On to thoughts about the fights:

  • Benson Henderson and Josh Thomson had a somewhat unsatisfying fight as they managed to negate each other’s offensive output, and the fight came down to small details. Henderson was able to land a lot of strikes in the clinch , and that seemed to be the deciding factor in the judges’ eyes. However, Sal D’Amto’s 49-46 scorecard for Henderson was absolutely terrible.
  • Clearly the broken hand hampered Thomson quite a bit, but he made quite a go of it in spite of it. While his offense was mostly expressed as control, the number of times he caught Henderson’s back and was able to control him caused me to score the fight for him, but I take no issue with a 48-47 card going Henderson’s way.
  • Gabriel Gonzaga and Stipe Miocic had a competitive heavyweight bout as Gonzaga showed off his solid striking on the feet. It appears that Miocic’s striking prowess might have been a bit of a mirage created by Roy Nelson’s total lack of defense. Miocic had to outlast Gonzaga, who slowed down badly partway through the second round.
  • In hindsight, this fight was a good showing for Miocic as he showed off good cardio, excellent scrambling, and nice ground striking against a very, very good gatekeeper in Gonzaga and overall it was a very fun fight. I look forward to Miocic getting a chance to step his level of competition up.
  • Adriano Martins had just enough time to show off some excellent scrambling skills before Donald Cerrone nearly decapitated him with a head kick. Good win for Cerrone, who needed a check.
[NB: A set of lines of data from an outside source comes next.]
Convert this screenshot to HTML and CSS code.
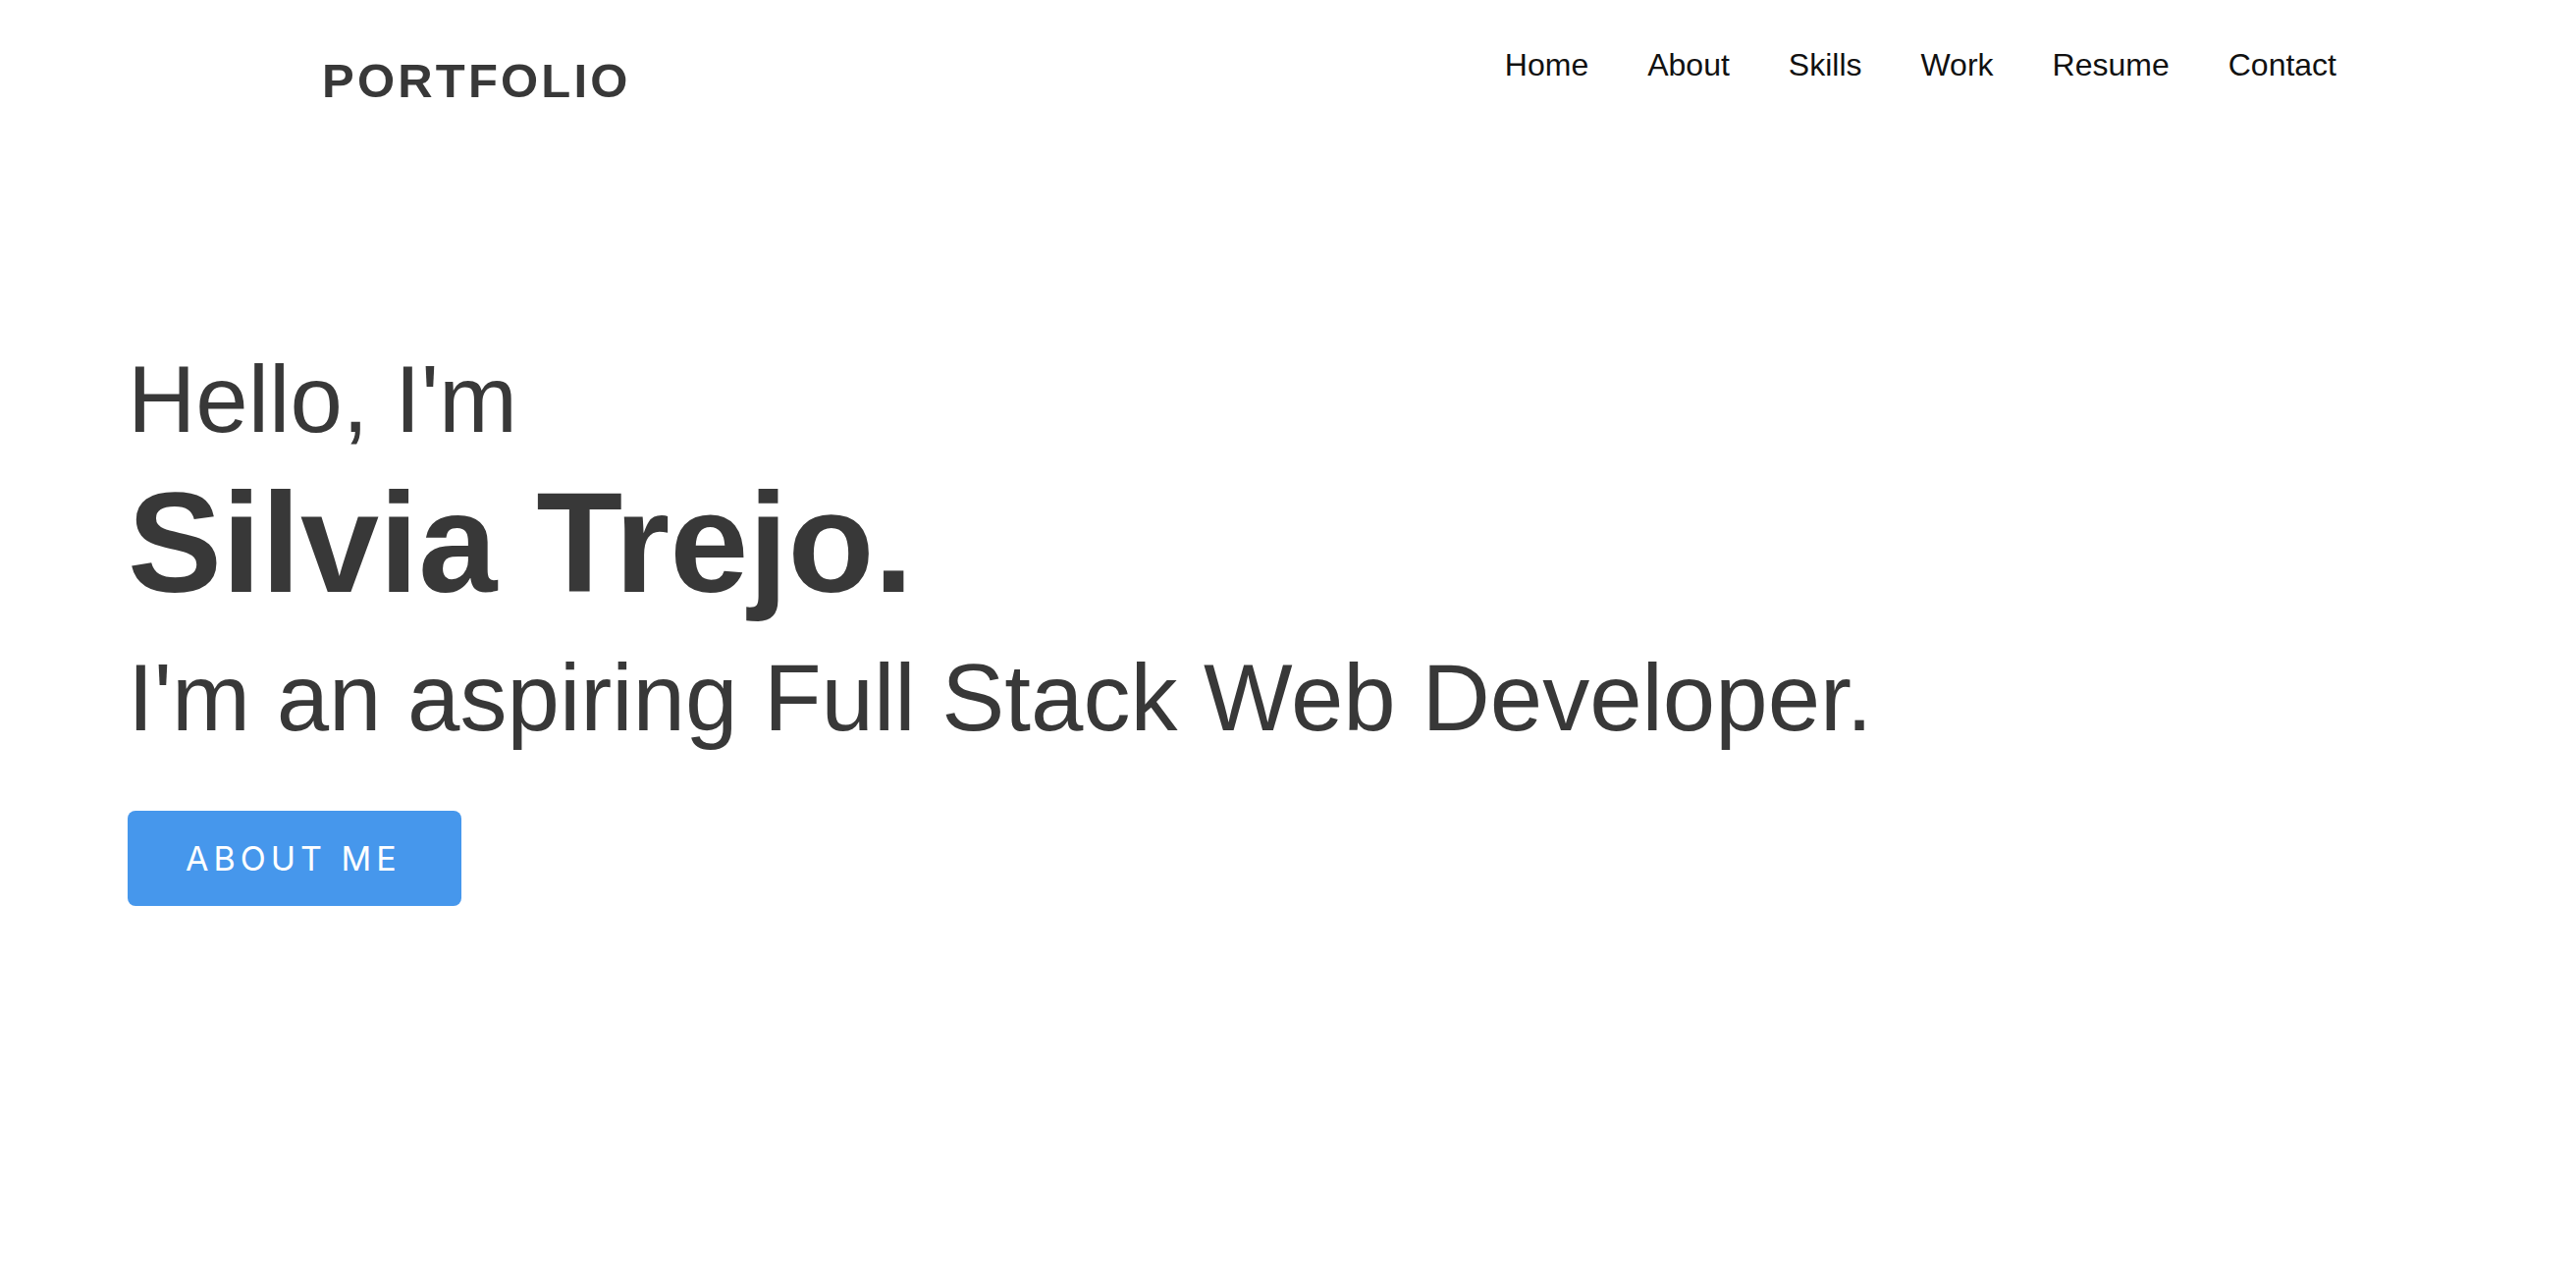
FILE: index.html
```html
<!DOCTYPE html>
<html lang="en">
<head>
<meta charset="utf-8">
<title>Portfolio</title>
<link rel="stylesheet" href="styles.css">
</head>
<body>
<header class="site-header">
  <a class="logo" href="#">PORTFOLIO</a>
  <nav class="nav">
    <a href="#">Home</a>
    <a href="#">About</a>
    <a href="#">Skills</a>
    <a href="#">Work</a>
    <a href="#">Resume</a>
    <a href="#">Contact</a>
  </nav>
</header>
<main class="hero">
  <h1 class="hero-title">
    <span class="hello">Hello, I'm</span>
    <span class="name">Silvia Trejo.</span>
  </h1>
  <p class="tagline">I'm an aspiring Full Stack Web Developer.</p>
  <a class="btn" href="#">ABOUT ME</a>
</main>
</body>
</html>
```

FILE: styles.css
```css
html, body {
  margin: 0;
  padding: 0;
  background: #ffffff;
}

body {
  font-family: "Liberation Sans", Arial, Helvetica, sans-serif;
  color: #383838;
}

a {
  text-decoration: none;
}

.site-header {
  display: flex;
  justify-content: space-between;
  align-items: flex-start;
  padding: 50px 244px 0 328px;
}

.logo {
  margin-top: 8px;
  font-size: 49px;
  line-height: 1;
  font-weight: 700;
  letter-spacing: 3.2px;
  color: #383838;
}

.nav {
  display: flex;
  gap: 60px;
}

.nav a {
  font-size: 32px;
  line-height: 1;
  color: #111111;
}

.hero {
  display: flex;
  flex-direction: column;
  align-items: flex-start;
  padding: 252px 0 0 130px;
}

.hero-title {
  margin: 0;
  display: flex;
  flex-direction: column;
  font-weight: 400;
}

.hello {
  font-size: 96px;
  line-height: 1;
}

.name {
  margin-top: 27px;
  font-size: 144px;
  line-height: 1;
  font-weight: 700;
}

.tagline {
  margin: 37px 0 0;
  font-size: 96px;
  line-height: 1;
}

.btn {
  margin-top: 67px;
  display: inline-block;
  padding: 32px 61px 32px 59px;
  line-height: 33px;
  font-family: Inter, "Open Sans", sans-serif;
  font-size: 34px;
  letter-spacing: 5px;
  color: #ffffff;
  background: #4697ec;
  border-radius: 8px;
}
```
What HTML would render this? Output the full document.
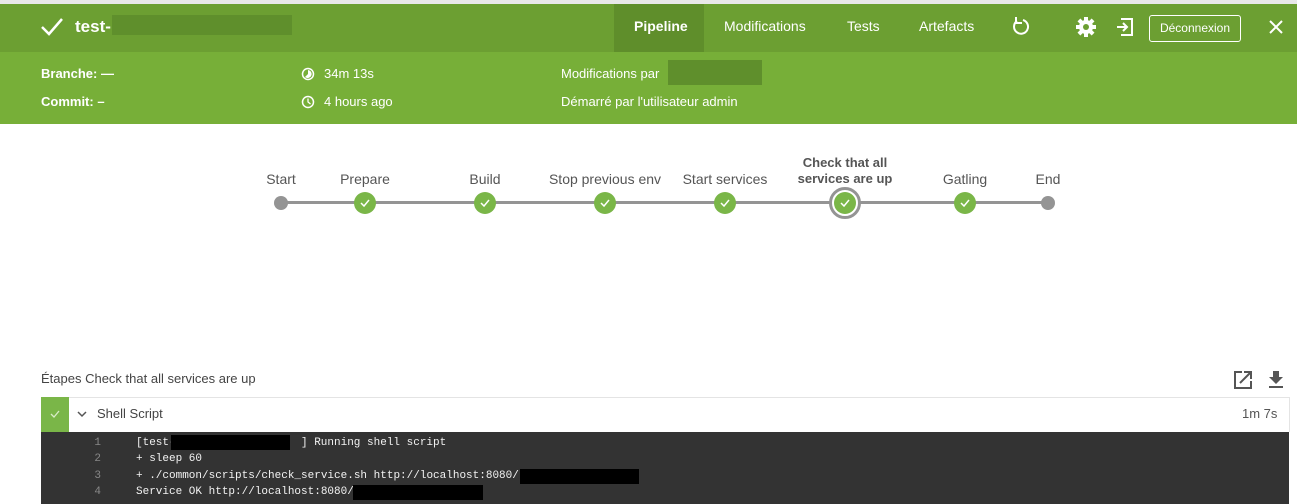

  • Jeremy Stephens put on a powerhouse performance against Darren Elkins as he stuffed every takedown Elkins attempted and beat him up on the feet. Elkins looked awful as his footwork was very poor and his shots very weak, and he was unable to get anything on his strikes. This was one of the most one-sided fights on the card.
  • Alex Caceres and Sergio Pettis put on a fantastic fight in which both of their stocks increased in my eyes. Pettis’ striking looks fantastic, a bit more measuring and deception in his game as opposed to the raw speed of his older brother. Caceres continues to be wild but effective as he really found a home for his left hand and still has a nose for transitional grappling.
  • While Pettis looked very good, it seems like his grappling still has some holes it appears. While this loss is a setback, he appears to be an excellent prospect that could very well develop into a championship level fighter.
  • Eddie Wineland and Yves Jabouin engaged in some tactical striking exchanges until Wineland landed a big right hand. There’s not much else to say about this fight as it was a pretty lopsided match up that Jabouin kept competitive for about a round.
  • The middle of the under card was fairly unremarkable. Hugo Viana put a two round beating on Ramiro Hernandez and then ran out the clock in the third round. Chico Camus showed off some excellent flow as he firmly out grappled Yaotzin Meza.
  • Daron Cruickshank looked excellent against Mike Rio, but he was supposed to as this was a match tailor made for him to look good. While many focus on Cruickshank’s striking, he also wrestled and is a strong, powerful grappler and a grappler like Rio, with weak striking and attempts to just walk into the clinch, is going to be a feast for Cruickshank. The kick Cruickshank landed was outstanding and established him as one of the UFC’s best action fighters.
  • The card opened with a pair of surprising upsets as Nikita Krylov landed a great Brazilian kick to take out Walt Harris, and George Sullivan was able to outwork Mike Rhodes in a decision that could have very well gone the other way. Krylov was only in the cage a few seconds, but he got more of a chance to show of his striking skills, but he still has long way to go before he is even a mid-level Heavyweight in the UFC.